---------- DATASET EXCERPT ----------
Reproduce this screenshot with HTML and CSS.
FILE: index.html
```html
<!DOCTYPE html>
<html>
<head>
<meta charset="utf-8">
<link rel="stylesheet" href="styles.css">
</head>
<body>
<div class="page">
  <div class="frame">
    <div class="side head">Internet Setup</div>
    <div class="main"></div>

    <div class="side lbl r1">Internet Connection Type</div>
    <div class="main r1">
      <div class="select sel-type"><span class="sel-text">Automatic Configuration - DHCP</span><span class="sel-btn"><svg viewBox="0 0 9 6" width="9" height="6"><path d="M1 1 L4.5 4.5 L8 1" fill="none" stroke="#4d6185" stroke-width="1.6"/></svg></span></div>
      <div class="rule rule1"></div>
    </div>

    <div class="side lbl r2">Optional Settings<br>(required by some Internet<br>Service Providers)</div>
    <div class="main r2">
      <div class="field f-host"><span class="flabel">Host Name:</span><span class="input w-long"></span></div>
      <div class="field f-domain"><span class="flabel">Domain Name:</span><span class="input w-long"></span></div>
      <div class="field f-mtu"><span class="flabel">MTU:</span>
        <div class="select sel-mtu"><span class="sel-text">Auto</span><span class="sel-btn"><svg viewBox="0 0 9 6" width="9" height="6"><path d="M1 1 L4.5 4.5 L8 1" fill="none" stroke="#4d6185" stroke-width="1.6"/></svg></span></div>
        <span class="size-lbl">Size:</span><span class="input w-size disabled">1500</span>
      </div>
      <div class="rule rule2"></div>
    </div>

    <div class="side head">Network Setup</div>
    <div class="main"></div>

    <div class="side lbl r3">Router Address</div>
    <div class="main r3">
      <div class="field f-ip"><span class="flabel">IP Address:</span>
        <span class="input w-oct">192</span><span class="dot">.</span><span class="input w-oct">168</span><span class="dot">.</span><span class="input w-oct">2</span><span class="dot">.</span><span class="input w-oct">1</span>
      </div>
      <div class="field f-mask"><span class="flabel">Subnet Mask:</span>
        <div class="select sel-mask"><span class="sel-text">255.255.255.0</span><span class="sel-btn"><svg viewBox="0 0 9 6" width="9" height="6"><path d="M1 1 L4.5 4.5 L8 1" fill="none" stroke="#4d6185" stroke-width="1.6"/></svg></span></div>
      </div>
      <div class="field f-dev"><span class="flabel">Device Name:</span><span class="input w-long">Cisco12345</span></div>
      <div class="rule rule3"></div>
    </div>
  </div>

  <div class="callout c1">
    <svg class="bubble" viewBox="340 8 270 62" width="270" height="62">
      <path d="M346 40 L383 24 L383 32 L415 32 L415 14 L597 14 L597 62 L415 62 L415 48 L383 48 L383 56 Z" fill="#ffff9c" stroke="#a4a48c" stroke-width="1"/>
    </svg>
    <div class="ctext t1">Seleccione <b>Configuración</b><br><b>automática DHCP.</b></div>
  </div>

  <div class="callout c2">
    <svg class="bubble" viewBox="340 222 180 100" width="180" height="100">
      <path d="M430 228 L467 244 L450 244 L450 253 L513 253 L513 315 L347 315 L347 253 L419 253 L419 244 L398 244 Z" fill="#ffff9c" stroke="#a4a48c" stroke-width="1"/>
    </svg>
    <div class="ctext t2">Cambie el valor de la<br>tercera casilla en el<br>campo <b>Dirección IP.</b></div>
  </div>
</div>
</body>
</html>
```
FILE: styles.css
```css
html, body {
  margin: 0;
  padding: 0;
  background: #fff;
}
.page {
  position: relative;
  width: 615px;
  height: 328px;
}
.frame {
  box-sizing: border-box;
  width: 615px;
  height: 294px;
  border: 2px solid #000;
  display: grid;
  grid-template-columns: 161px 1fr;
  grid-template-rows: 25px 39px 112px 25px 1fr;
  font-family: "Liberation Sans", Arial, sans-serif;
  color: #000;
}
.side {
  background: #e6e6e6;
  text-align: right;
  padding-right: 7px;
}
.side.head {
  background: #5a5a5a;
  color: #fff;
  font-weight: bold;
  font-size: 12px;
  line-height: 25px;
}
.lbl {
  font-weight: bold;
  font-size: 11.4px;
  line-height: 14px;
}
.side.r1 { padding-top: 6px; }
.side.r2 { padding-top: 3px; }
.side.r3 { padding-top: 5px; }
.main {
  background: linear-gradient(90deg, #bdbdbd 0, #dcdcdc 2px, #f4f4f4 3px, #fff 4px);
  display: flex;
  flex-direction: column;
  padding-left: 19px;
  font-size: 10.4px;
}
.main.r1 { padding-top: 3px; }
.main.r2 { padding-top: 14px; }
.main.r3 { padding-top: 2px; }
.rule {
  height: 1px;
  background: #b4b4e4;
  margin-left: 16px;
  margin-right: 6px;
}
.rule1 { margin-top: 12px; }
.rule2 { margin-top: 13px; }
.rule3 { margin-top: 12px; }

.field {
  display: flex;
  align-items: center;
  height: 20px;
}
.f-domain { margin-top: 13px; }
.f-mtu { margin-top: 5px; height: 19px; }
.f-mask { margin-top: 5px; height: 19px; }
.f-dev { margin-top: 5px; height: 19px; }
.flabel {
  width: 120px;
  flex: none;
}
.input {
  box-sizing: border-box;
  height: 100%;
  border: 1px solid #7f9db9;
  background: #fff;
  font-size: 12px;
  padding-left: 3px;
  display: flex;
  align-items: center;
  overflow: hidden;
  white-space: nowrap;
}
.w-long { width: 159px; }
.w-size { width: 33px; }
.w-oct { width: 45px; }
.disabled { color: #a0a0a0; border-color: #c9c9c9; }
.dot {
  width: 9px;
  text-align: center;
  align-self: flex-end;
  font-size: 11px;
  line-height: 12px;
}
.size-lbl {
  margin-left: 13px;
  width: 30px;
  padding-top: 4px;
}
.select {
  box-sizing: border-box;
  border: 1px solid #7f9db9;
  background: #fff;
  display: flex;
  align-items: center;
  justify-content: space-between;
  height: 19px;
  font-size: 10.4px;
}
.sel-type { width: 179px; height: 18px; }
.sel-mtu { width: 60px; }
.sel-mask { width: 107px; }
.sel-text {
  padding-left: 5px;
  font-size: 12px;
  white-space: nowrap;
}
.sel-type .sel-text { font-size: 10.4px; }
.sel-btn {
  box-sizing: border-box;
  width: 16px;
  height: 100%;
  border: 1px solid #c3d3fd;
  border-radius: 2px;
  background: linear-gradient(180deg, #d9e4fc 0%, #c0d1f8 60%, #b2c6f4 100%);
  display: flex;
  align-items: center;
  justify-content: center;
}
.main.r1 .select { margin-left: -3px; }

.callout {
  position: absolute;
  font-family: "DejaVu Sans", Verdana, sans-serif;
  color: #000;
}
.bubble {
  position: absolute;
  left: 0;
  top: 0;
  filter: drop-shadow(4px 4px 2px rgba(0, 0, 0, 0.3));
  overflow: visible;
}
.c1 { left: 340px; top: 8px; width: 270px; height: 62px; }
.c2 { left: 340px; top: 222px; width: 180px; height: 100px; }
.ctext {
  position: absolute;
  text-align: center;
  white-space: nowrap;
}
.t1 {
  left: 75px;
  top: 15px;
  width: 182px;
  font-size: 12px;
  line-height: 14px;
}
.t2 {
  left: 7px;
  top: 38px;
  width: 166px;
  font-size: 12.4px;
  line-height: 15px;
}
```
----------
▶ WHAT TO WORK ON: Give every line of the material again, exactly as it reads.

▶ ANSWER:
Reproduce this screenshot with HTML and CSS.
FILE: index.html
```html
<!DOCTYPE html>
<html>
<head>
<meta charset="utf-8">
<link rel="stylesheet" href="styles.css">
</head>
<body>
<div class="page">
  <div class="frame">
    <div class="side head">Internet Setup</div>
    <div class="main"></div>

    <div class="side lbl r1">Internet Connection Type</div>
    <div class="main r1">
      <div class="select sel-type"><span class="sel-text">Automatic Configuration - DHCP</span><span class="sel-btn"><svg viewBox="0 0 9 6" width="9" height="6"><path d="M1 1 L4.5 4.5 L8 1" fill="none" stroke="#4d6185" stroke-width="1.6"/></svg></span></div>
      <div class="rule rule1"></div>
    </div>

    <div class="side lbl r2">Optional Settings<br>(required by some Internet<br>Service Providers)</div>
    <div class="main r2">
      <div class="field f-host"><span class="flabel">Host Name:</span><span class="input w-long"></span></div>
      <div class="field f-domain"><span class="flabel">Domain Name:</span><span class="input w-long"></span></div>
      <div class="field f-mtu"><span class="flabel">MTU:</span>
        <div class="select sel-mtu"><span class="sel-text">Auto</span><span class="sel-btn"><svg viewBox="0 0 9 6" width="9" height="6"><path d="M1 1 L4.5 4.5 L8 1" fill="none" stroke="#4d6185" stroke-width="1.6"/></svg></span></div>
        <span class="size-lbl">Size:</span><span class="input w-size disabled">1500</span>
      </div>
      <div class="rule rule2"></div>
    </div>

    <div class="side head">Network Setup</div>
    <div class="main"></div>

    <div class="side lbl r3">Router Address</div>
    <div class="main r3">
      <div class="field f-ip"><span class="flabel">IP Address:</span>
        <span class="input w-oct">192</span><span class="dot">.</span><span class="input w-oct">168</span><span class="dot">.</span><span class="input w-oct">2</span><span class="dot">.</span><span class="input w-oct">1</span>
      </div>
      <div class="field f-mask"><span class="flabel">Subnet Mask:</span>
        <div class="select sel-mask"><span class="sel-text">255.255.255.0</span><span class="sel-btn"><svg viewBox="0 0 9 6" width="9" height="6"><path d="M1 1 L4.5 4.5 L8 1" fill="none" stroke="#4d6185" stroke-width="1.6"/></svg></span></div>
      </div>
      <div class="field f-dev"><span class="flabel">Device Name:</span><span class="input w-long">Cisco12345</span></div>
      <div class="rule rule3"></div>
    </div>
  </div>

  <div class="callout c1">
    <svg class="bubble" viewBox="340 8 270 62" width="270" height="62">
      <path d="M346 40 L383 24 L383 32 L415 32 L415 14 L597 14 L597 62 L415 62 L415 48 L383 48 L383 56 Z" fill="#ffff9c" stroke="#a4a48c" stroke-width="1"/>
    </svg>
    <div class="ctext t1">Seleccione <b>Configuración</b><br><b>automática DHCP.</b></div>
  </div>

  <div class="callout c2">
    <svg class="bubble" viewBox="340 222 180 100" width="180" height="100">
      <path d="M430 228 L467 244 L450 244 L450 253 L513 253 L513 315 L347 315 L347 253 L419 253 L419 244 L398 244 Z" fill="#ffff9c" stroke="#a4a48c" stroke-width="1"/>
    </svg>
    <div class="ctext t2">Cambie el valor de la<br>tercera casilla en el<br>campo <b>Dirección IP.</b></div>
  </div>
</div>
</body>
</html>
```
FILE: styles.css
```css
html, body {
  margin: 0;
  padding: 0;
  background: #fff;
}
.page {
  position: relative;
  width: 615px;
  height: 328px;
}
.frame {
  box-sizing: border-box;
  width: 615px;
  height: 294px;
  border: 2px solid #000;
  display: grid;
  grid-template-columns: 161px 1fr;
  grid-template-rows: 25px 39px 112px 25px 1fr;
  font-family: "Liberation Sans", Arial, sans-serif;
  color: #000;
}
.side {
  background: #e6e6e6;
  text-align: right;
  padding-right: 7px;
}
.side.head {
  background: #5a5a5a;
  color: #fff;
  font-weight: bold;
  font-size: 12px;
  line-height: 25px;
}
.lbl {
  font-weight: bold;
  font-size: 11.4px;
  line-height: 14px;
}
.side.r1 { padding-top: 6px; }
.side.r2 { padding-top: 3px; }
.side.r3 { padding-top: 5px; }
.main {
  background: linear-gradient(90deg, #bdbdbd 0, #dcdcdc 2px, #f4f4f4 3px, #fff 4px);
  display: flex;
  flex-direction: column;
  padding-left: 19px;
  font-size: 10.4px;
}
.main.r1 { padding-top: 3px; }
.main.r2 { padding-top: 14px; }
.main.r3 { padding-top: 2px; }
.rule {
  height: 1px;
  background: #b4b4e4;
  margin-left: 16px;
  margin-right: 6px;
}
.rule1 { margin-top: 12px; }
.rule2 { margin-top: 13px; }
.rule3 { margin-top: 12px; }

.field {
  display: flex;
  align-items: center;
  height: 20px;
}
.f-domain { margin-top: 13px; }
.f-mtu { margin-top: 5px; height: 19px; }
.f-mask { margin-top: 5px; height: 19px; }
.f-dev { margin-top: 5px; height: 19px; }
.flabel {
  width: 120px;
  flex: none;
}
.input {
  box-sizing: border-box;
  height: 100%;
  border: 1px solid #7f9db9;
  background: #fff;
  font-size: 12px;
  padding-left: 3px;
  display: flex;
  align-items: center;
  overflow: hidden;
  white-space: nowrap;
}
.w-long { width: 159px; }
.w-size { width: 33px; }
.w-oct { width: 45px; }
.disabled { color: #a0a0a0; border-color: #c9c9c9; }
.dot {
  width: 9px;
  text-align: center;
  align-self: flex-end;
  font-size: 11px;
  line-height: 12px;
}
.size-lbl {
  margin-left: 13px;
  width: 30px;
  padding-top: 4px;
}
.select {
  box-sizing: border-box;
  border: 1px solid #7f9db9;
  background: #fff;
  display: flex;
  align-items: center;
  justify-content: space-between;
  height: 19px;
  font-size: 10.4px;
}
.sel-type { width: 179px; height: 18px; }
.sel-mtu { width: 60px; }
.sel-mask { width: 107px; }
.sel-text {
  padding-left: 5px;
  font-size: 12px;
  white-space: nowrap;
}
.sel-type .sel-text { font-size: 10.4px; }
.sel-btn {
  box-sizing: border-box;
  width: 16px;
  height: 100%;
  border: 1px solid #c3d3fd;
  border-radius: 2px;
  background: linear-gradient(180deg, #d9e4fc 0%, #c0d1f8 60%, #b2c6f4 100%);
  display: flex;
  align-items: center;
  justify-content: center;
}
.main.r1 .select { margin-left: -3px; }

.callout {
  position: absolute;
  font-family: "DejaVu Sans", Verdana, sans-serif;
  color: #000;
}
.bubble {
  position: absolute;
  left: 0;
  top: 0;
  filter: drop-shadow(4px 4px 2px rgba(0, 0, 0, 0.3));
  overflow: visible;
}
.c1 { left: 340px; top: 8px; width: 270px; height: 62px; }
.c2 { left: 340px; top: 222px; width: 180px; height: 100px; }
.ctext {
  position: absolute;
  text-align: center;
  white-space: nowrap;
}
.t1 {
  left: 75px;
  top: 15px;
  width: 182px;
  font-size: 12px;
  line-height: 14px;
}
.t2 {
  left: 7px;
  top: 38px;
  width: 166px;
  font-size: 12.4px;
  line-height: 15px;
}
```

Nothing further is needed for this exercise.